Even Google-parent Alphabet (NASDAQ: GOOG) got in on the action as well after revealing a decline in revenues – the first time that’s happened in company history. It too beat EPS estimates with $10.13 reported vs. $8.21 expected.
Overall, it was a big day for Big Tech.
But was it enough to satisfy shareholders?
According to the after-hours market activity, it certainly seems like it. All four stocks are up significantly in post-market trading.
However, that doesn’t necessarily mean those gains will stick. Tesla (NASDAQ: TSLA) had a similarly successful Q2 and ended up dropping in the days that followed its after-hours, post-earnings blitz.
For now, however, the Nasdaq Composite looks keen on stretching out its lead. That means short-term traders need to start looking for long opportunities on well-positioned tech stocks.
Stocks like Marvell Technology Group (NASDAQ: MRVL).
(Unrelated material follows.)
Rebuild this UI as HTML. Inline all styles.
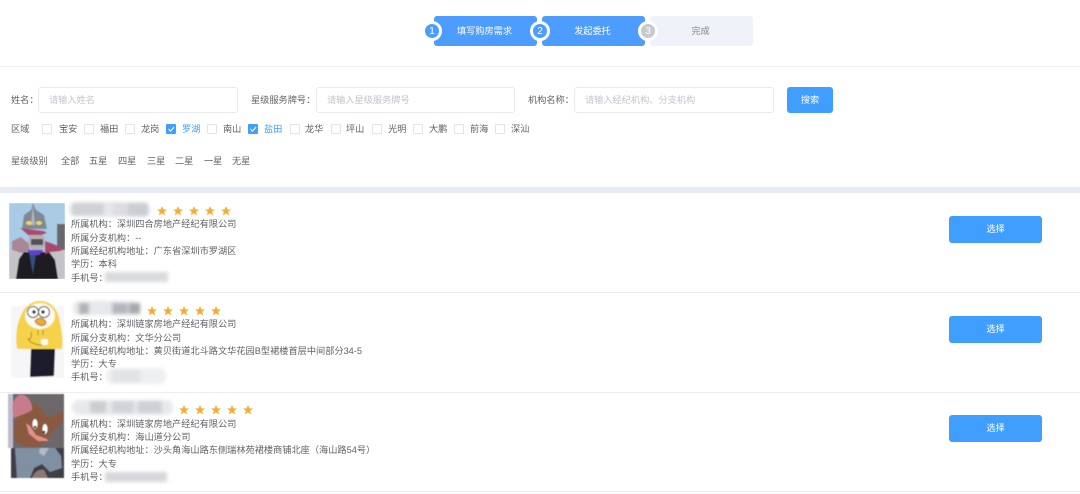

MRVL peaked in early June, then again in mid-July. It’s mostly chopped sideways over the last two months (minus the peaks) but now, armed with strong earnings from four FAANG members, it could certainly punch higher for a few more days.
The stock closed above both its minor bearish trend (represented by the yellow trendline) and the 10-day moving average today. It also recently set both a higher high and a higher low.
Should MRVL trade above today’s high, it might make sense to take the stock long with a trade trigger of $36.23.
And even if Big Tech can’t stay afloat in the coming weeks, MRVL should be able to ride an immediate wave of momentum for a quick gain, potentially back to its most recent peak.